New players and potential conflicts in energy policies
Germany’s Federal Council, the ‘Bundesrat’, is likely to gain importance in shaping future energy policies, since today’s division lines are more defined by regional adherence than affiliation to a political party. This development might prove to become tricky for a potential Conservative-LibDem government. Also, it calls for more openness to a ‘give-and-take’ approach with regard to the German states.

Transmission grid extension? Yes
Locally, some grid extension projects continue to be disputed, while at federal level all parties agree to move on with projects already decided. The CDU underlines the work done during the past legislative period, while the SPD reiterates its demand for intelligent technologies. Also, in their current election manifesto, the Social Democrats softened their approach to the re-municipalisation of the distribution network.

Summary
Overall, a future German coalition government can be expected to come up with rather vague energy policy objectives. Ever-shifting power balances between federal and state levels, and rapid technological change, will bring more pragmatic, iterative policy making.
Today, the biggest common ground is found should the governing coalition of CDU and SPD be elected into office once again. It would probably implement a CO2 minimum price, develop sector coupling and intensify storage R&D.
The Renewable Energy Act, on the other hand, would likely stay, due to the Social Democrats, while alternative financing options would surely be scrutinised.
A government including the LibDems might question the status quo. The party puts forward concrete, partly markedly different positions, that might get watered down during government building.

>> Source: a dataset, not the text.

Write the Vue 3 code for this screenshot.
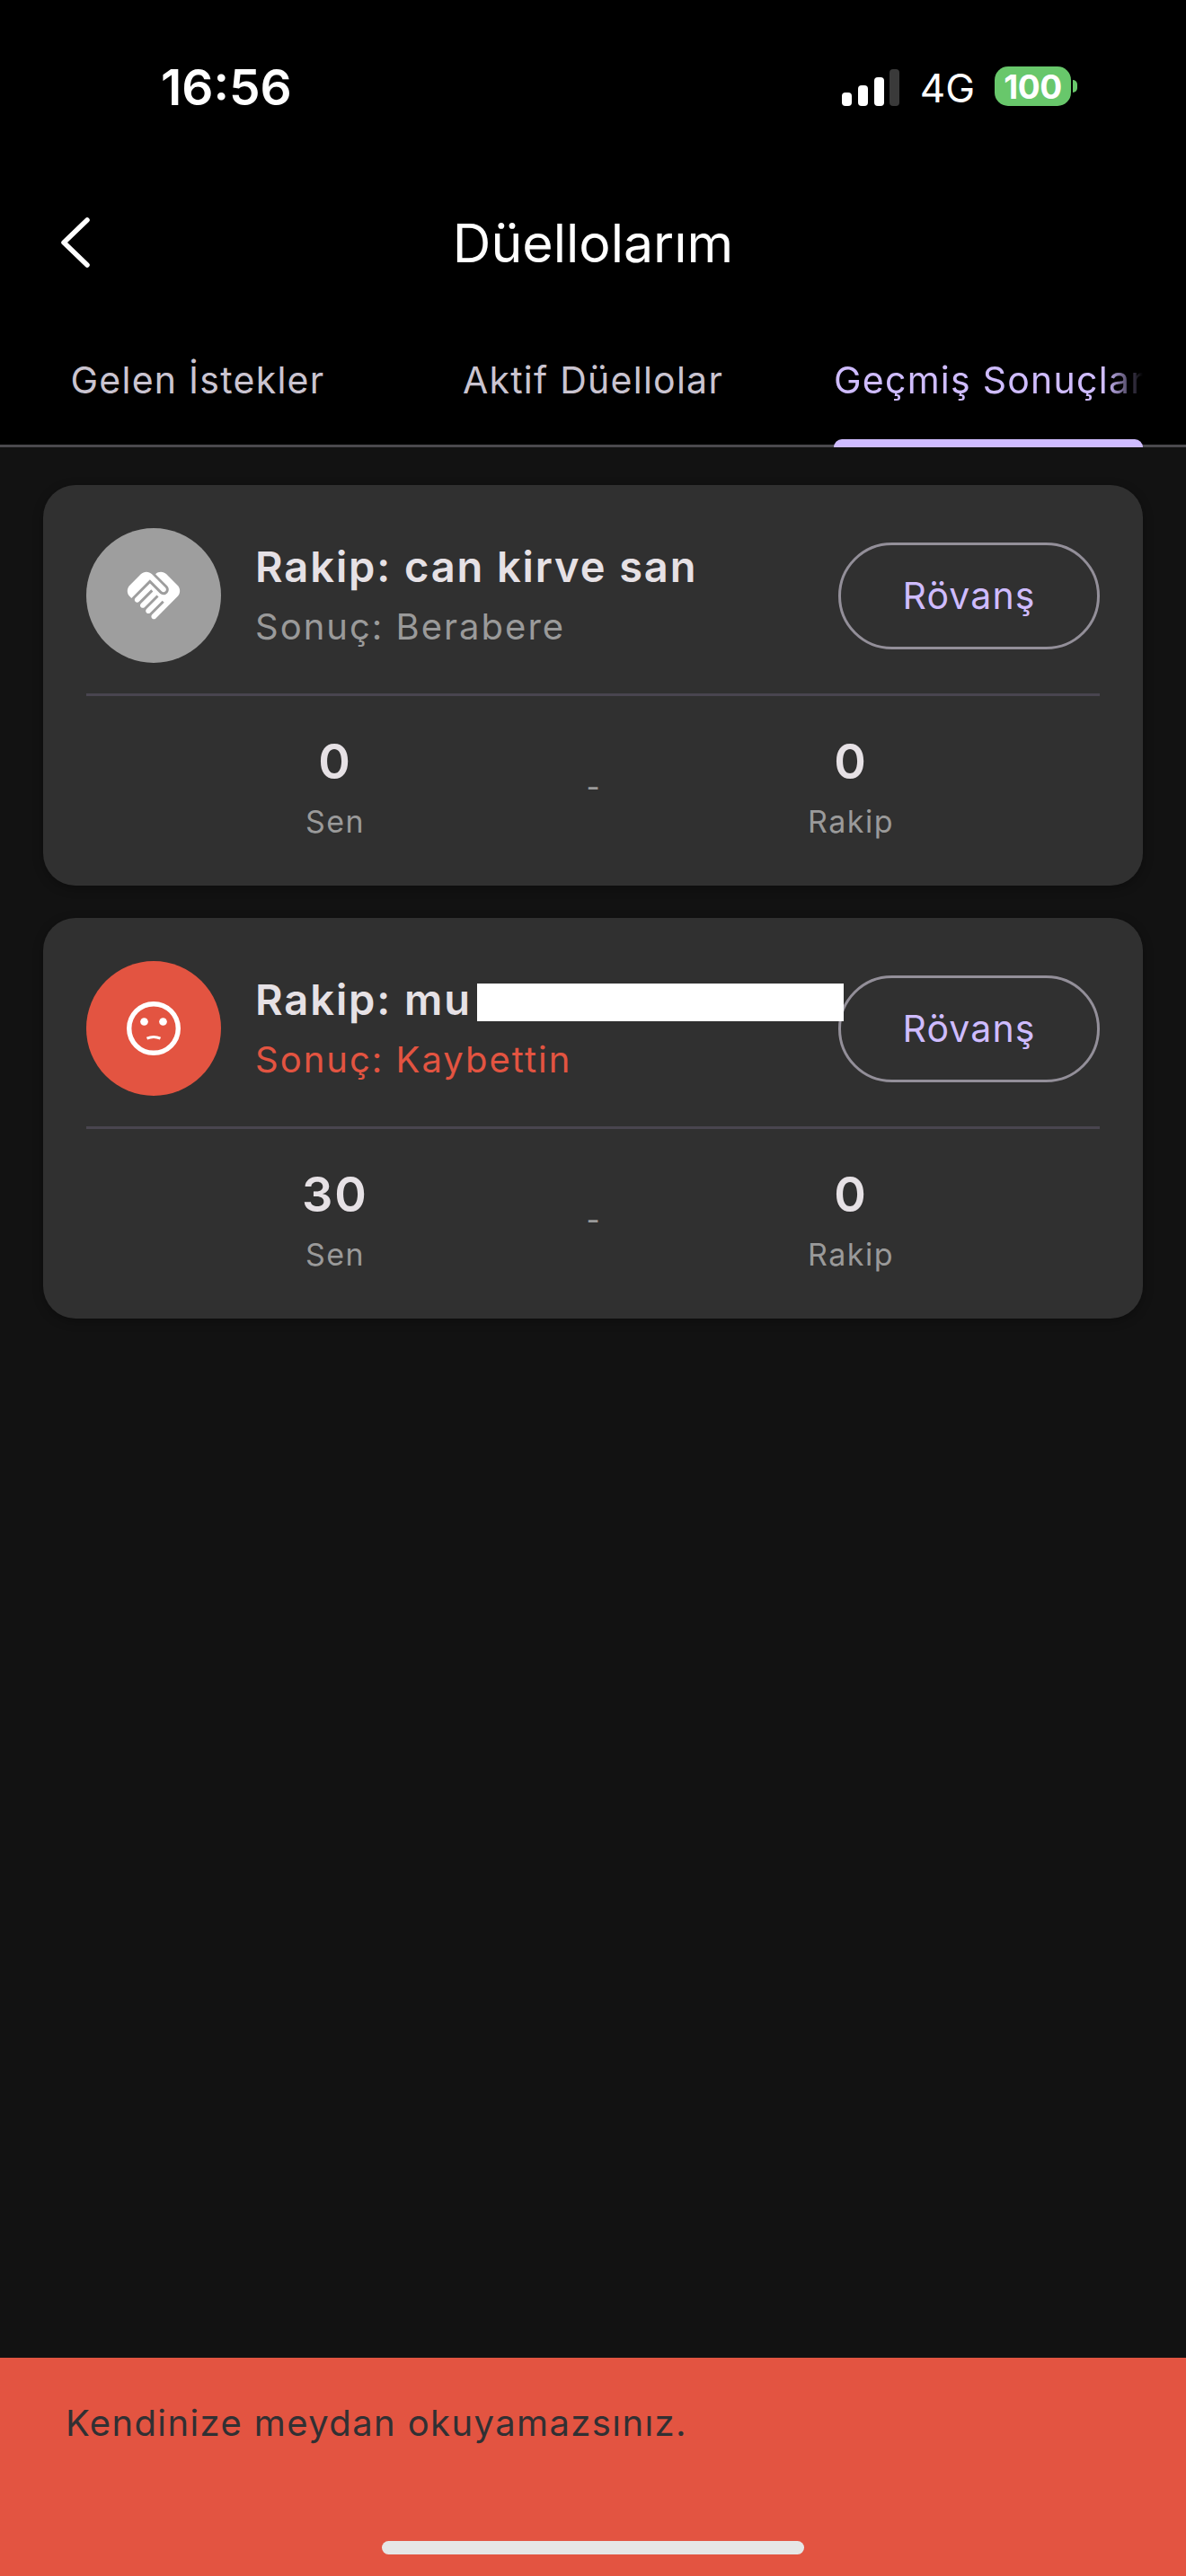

The Green party’s programme falls short of expectations. Energy policy always having been one of the party’s core areas, this year’s programme focuses on the mobility sector instead, suggesting potential convergences with the reigning Conservatives. This shift in focus may be read as a signal, majorities provided, to negotiate either a CDU-Green coalition or even test the waters for a ‘Jamaica’ trialogue between Conservatives, LibDems and Greens.